Il réaffirme sa détermination à soutenir fermement la Hongrie sur la route menant à la démocratie, la stabilité et le développement économique, ce qui suppose le refus de toute violence et le respect de la légalité. Dans ce contexte, la Communauté européenne et ses Etats membres aideront la Hongrie à surmonter ses problèmes, en particulier dans le domaine des fournitures d'énergie, dans le cadre du G-24. Ils s'efforceront également d'accorder l'assistance bilatérale dans des délais brefs notamment par l'attribution de la seconde tranche du prêt communautaire.


IV. Crise du Golfe et Moyen Orient.
Le Conseil européen a discuté de la crise du Golfe et de la situation au Moyen Orient et a adopté les déclarations en Annexe II et III.


V. CSCE.
Le Conseil européen a adopté la déclaration en Annexe IV.


VI.- Relations avec les Etats Unis et le Canada.
Le Conseil européen a été informé de l'état des discussions avec les autorités américaines et canadiennes sur les projets de déclaration conjointe sur les relations avec les Etats-Unis et avec le Canada.
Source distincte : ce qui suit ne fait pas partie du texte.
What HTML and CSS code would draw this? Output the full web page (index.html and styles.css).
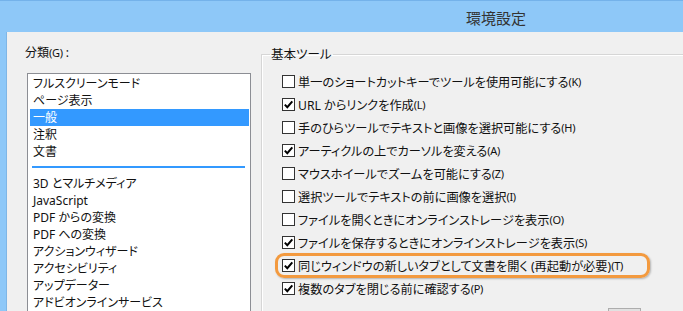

La question sera réexaminée par le Conseil affaires générales du 12 novembre prochain.


VII. Uruguay Round.
La Communauté européenne reste fermement engagée à contribuer pleinement à une conclusion positive de l'Uruguay Round dans les délais prévus, à la réunion ministérielle de Bruxelles. Ceci, conjugué avec les efforts que la Communauté attend de ses partenaires, renforcera le système multilatéral d'échanges ouverts et, ainsi, maintiendra et développera la prospérité mondiale, ce qui est particulièrement nécessaire pour lutter contre les risques économiques liés à la crise du Golfe. Le Conseil européen demande au Conseil d'arrêter l'accord permettant de soumettre l'offre communautaire dans le secteur agricole aux parties contractantes.